The answer is they can’t for the simple reason that the whole thing is nonsense from beginning to end – and not just Peacedata, but everything, Russian interference, collusion, the works. Apparently, it was the FBI that uncovered Peacedata’s supposed Kremlin links and Facebook that then determined that the website is connected “to individuals associated with past activity by the Russian Internet Research Agency,” the St Petersburg-based company whose activities in the 2016 presidential election set off FBI and CIA alarm bells.
But what does a phrase like “associated with past activity” mean, exactly? Associated with what activities and how? And even if Peacedata is connected to the Internet Research Agency, what of it? The New York Times routinely describes the IRA as “Kremlin-backed.” (Examples here and here.) Yet no one has been able to prove that any such linkage exists. Special Prosecutor Robert Mueller tried, but the best he could come up with in his vastly-overrated March 2019 report was a single New York Times article describing IRA owner Yevgeny Prigozhin as “Putin’s cook” because the Russian President dined at a restaurant he owns on a number of occasions in 2001-03. This is as silly as describing Barack Obama as David Geffen’s deckhand because he’s been spotted on a yacht the Hollywood music mogul owns. Indeed, when Mueller indicted Prigozhin and the IRA in February 2018, he didn’t mention a Kremlin connection at all, undoubtedly because he knew he couldn’t prove one in a court of law. And when one of Prigozhin’s companies unexpectedly challenged the indictment in federal court, the Justice Department was forced to drop the charges altogether because they were plainly so flimsy.
So there’s no evidence linking the Internet Research Agency with the Kremlin – zero, nada, zilch. There also no real evidence that it has interfered in US elections. The money that the IRA spent on a series of Facebook ads that have sent Democrats into a collective dither – just $44,000 as of Election Day 2016 – was too piddling to have any significant impact one way or the other, while the ads themselves were so amateurish that it’s hard to believe a single voter was swayed. “I have seen all of the Russian ads,” Rob Goldman, Facebook’s vice president for advertising, tweeted in 2018, “and I can say very definitively that swaying the election was *NOT* the main goal.” To be sure, Goldman recanted within days. But the fact that he clearly did so under duress – Facebook let him go a year and a half later – makes his original statement more credible rather than less.
Indeed, no one is quite sure what the IRA was up to in placing those ads – or why it spent another $56,000 after Election Day when the task at hand had supposedly been achieved. To this day, the only explanation that is remotely plausible is the one advanced by the iconoclastic website known as Moon of Alabama – to wit, that the ads were “just another click-bait scheme” aimed at drumming up ad revenue.
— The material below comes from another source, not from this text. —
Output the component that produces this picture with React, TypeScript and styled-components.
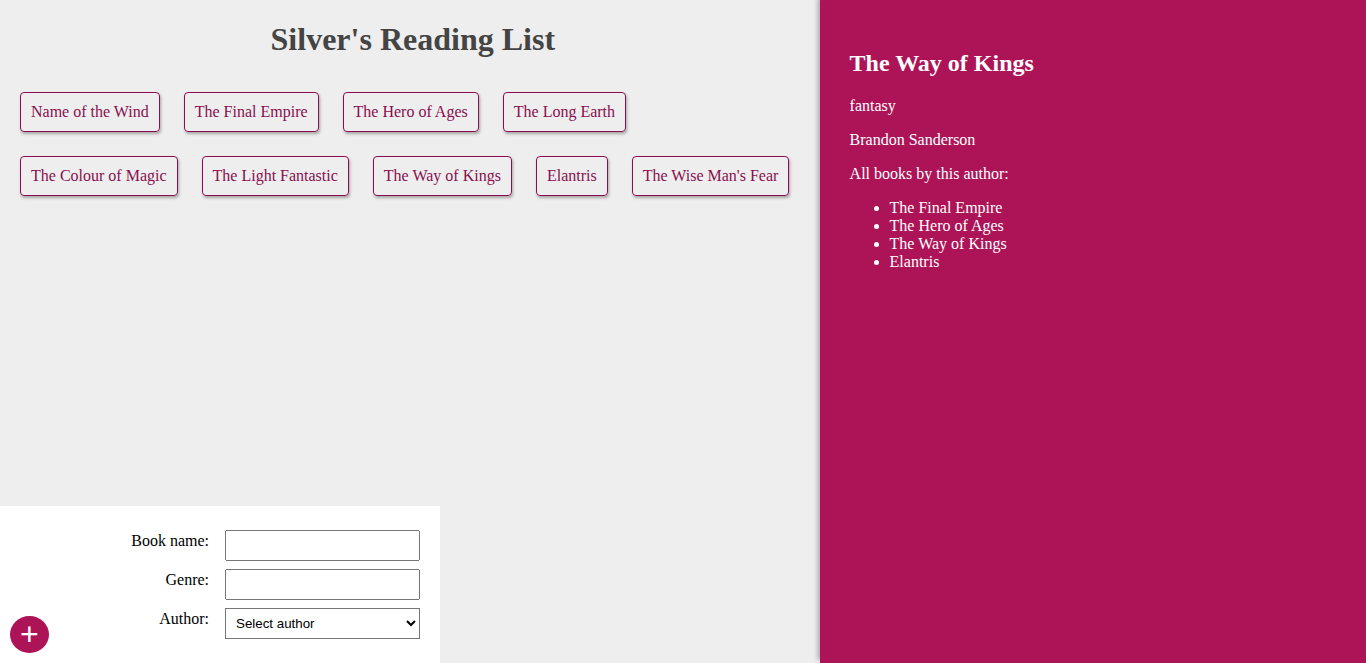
import React from "react";
import styled, { createGlobalStyle } from "styled-components";

const GlobalStyle = createGlobalStyle`
  html, body, #root {
    margin: 0;
    height: 100%;
  }
  body {
    background: #eee;
    font-family: "Liberation Serif", "Times New Roman", serif;
    font-size: 16px;
  }
`;

const Page = styled.div`
  display: flex;
  height: 100vh;
  overflow: hidden;
`;

const LeftColumn = styled.div`
  flex: 0 0 60%;
  min-width: 0;
  display: flex;
  flex-direction: column;
`;

const Main = styled.div`
  padding: 0 2px 0 8px;
`;

const Title = styled.h1`
  color: #444;
  text-align: center;
  font-size: 2em;
  margin: 0.67em 0;
`;

const BookList = styled.ul`
  padding: 0;
  margin: 16px 0;
  list-style: none;
`;

const BookItem = styled.li`
  display: inline-block;
  margin: 12px;
  padding: 10px;
  border-radius: 4px;
  border: 1px solid #880e4f;
  box-shadow: 1px 2px 3px rgba(0, 0, 0, 0.3);
  cursor: pointer;
  color: #880e4f;
`;

const AddForm = styled.form`
  margin-top: auto;
  position: relative;
  background: #fff;
  padding: 20px;
  width: 400px;
`;

const Field = styled.div`
  display: grid;
  grid-template-columns: 1fr 1fr;
  grid-gap: 10px;
`;

const Label = styled.label`
  text-align: right;
  padding: 6px;
`;

const TextInput = styled.input`
  margin: 4px 0;
  padding: 6px;
  box-sizing: border-box;
  width: 100%;
  font-family: "Liberation Sans", Arial, sans-serif;
  font-size: 13.333px;
`;

const Select = styled.select`
  margin: 4px 0;
  padding: 6px;
  box-sizing: border-box;
  width: 100%;
  font-family: "Liberation Sans", Arial, sans-serif;
  font-size: 13.333px;
  background: #fff;
  color: #000;
`;

const AddButton = styled.button`
  position: absolute;
  bottom: 10px;
  left: 10px;
  color: #fff;
  font-size: 2em;
  font-family: "Liberation Sans", Arial, sans-serif;
  line-height: normal;
  background: #ad1457;
  border: 0;
  padding: 0 10px;
  border-radius: 50%;
  cursor: pointer;
`;

const Details = styled.aside`
  flex: 0 0 40%;
  box-sizing: border-box;
  height: 100%;
  background: #ad1457;
  padding: 30px;
  overflow: auto;
  box-shadow: -2px -3px 5px rgba(0, 0, 0, 0.3);
  color: #fff;
`;

const DetailTitle = styled.h2`
  font-size: 1.5em;
  margin: 0.83em 0;
`;

const DetailText = styled.p`
  margin: 16px 0;
`;

const OtherBooks = styled.ul`
  margin: 16px 0;
  padding-left: 40px;
`;

const books = [
  "Name of the Wind",
  "The Final Empire",
  "The Hero of Ages",
  "The Long Earth",
  "The Colour of Magic",
  "The Light Fantastic",
  "The Way of Kings",
  "Elantris",
  "The Wise Man's Fear",
];

const authorBooks = ["The Final Empire", "The Hero of Ages", "The Way of Kings", "Elantris"];

export default function App() {
  return (
    <>
      <GlobalStyle />
      <Page>
        <LeftColumn>
          <Main>
            <Title>Silver's Reading List</Title>
            <BookList>
              {books.map((b) => (
                <BookItem key={b}>{b}</BookItem>
              ))}
            </BookList>
          </Main>
          <AddForm onSubmit={(e) => e.preventDefault()}>
            <Field>
              <Label>Book name:</Label>
              <TextInput type="text" />
            </Field>
            <Field>
              <Label>Genre:</Label>
              <TextInput type="text" />
            </Field>
            <Field>
              <Label>Author:</Label>
              <Select defaultValue="">
                <option value="">Select author</option>
              </Select>
            </Field>
            <AddButton type="submit">+</AddButton>
          </AddForm>
        </LeftColumn>
        <Details>
          <DetailTitle>The Way of Kings</DetailTitle>
          <DetailText>fantasy</DetailText>
          <DetailText>Brandon Sanderson</DetailText>
          <DetailText>All books by this author:</DetailText>
          <OtherBooks>
            {authorBooks.map((b) => (
              <li key={b}>{b}</li>
            ))}
          </OtherBooks>
        </Details>
      </Page>
    </>
  );
}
Otherwise, Russian interference in 2016 is nothing but a fairy tale that members of the CIA tell little intelligence agents as they tuck them in at night. (“The Kremlin will get you if you don’t go to sleep this very instant!”) Reasonable people, assuming such elements still exist, have no more reason to believe in it than in albino crocodiles in the New York subways or pedophilia rings in Washington pizza parlors.
That goes double for Russian interference in 2020. It’s all paranoid nonsense aimed at painting Democrats as more patriotic than thou and providing them with an excuse in case they blow it in November – which they probably will.
Although the Times and Washington Post are quick to label Peacedata as disinformation, I checked out an article it posted about the crisis in Belarus and found it to be quite the opposite. Yeah, the headline about the leader of the Belarus opposition was a bit over the top: “Svetlana Tikhanovskaya’s Deleted Webpages Show She’s Little More Than a Western Regime Change Puppet.” But the piece itself, by a British journalist named Steve Topple, was balanced, informative, and well researched. It describes longtime strongman Alexander Lukashenko as “a dictator of colossal proportions” and depicts Tikhanovskaya herself as a stand-in for business interests seeking to steer a middle course between Moscow and the European Union, all of which seems accurate. It quotes a now-deleted opposition website calling on Belarus to scale back Kremlin influence, to withdraw from “post-Soviet integration associations dominated by Russia,” and integrate itself into western political and military structures such as NATO and the EU – which, if true, tells us something important about where that unfortunate country may be heading.
But Topple is careful to note that “maybe the language originally used was too forthright, or too final – hence it’s deletion.” So he’s trying to be careful when it comes to evaluating the information before him and wants readers to be careful too, which is to his credit. He concludes with a warning:
“The situation in Belarus is markedly different to that during the soft, neo-fascist and Western NeoCon-led coup known as Euromaidan in Ukraine in 2014. But the principles are the same: a country, at the crossroads between the West and Russia is caught up in a geopolitical game of chess. The people are the last thing on anyone’s minds. And as Ukraine has shown, neither Western nor Russian integration ever ends well.”
This strikes me accurate as well. It’s a good article, in short, one that is scrupulous and even-handed in its depiction of Russian and western motives and thus miles away from the simple-minded propaganda served up by the corporate media.
But that’s why the Times and Post dismiss it as disinformation – because they don’t want readers considering any viewpoint that’s not hysterical, xenophobic, or one-sided. The people who are constantly hollering about disinformation are themselves disseminating disinformation on a grand scale. What are they trying to hide?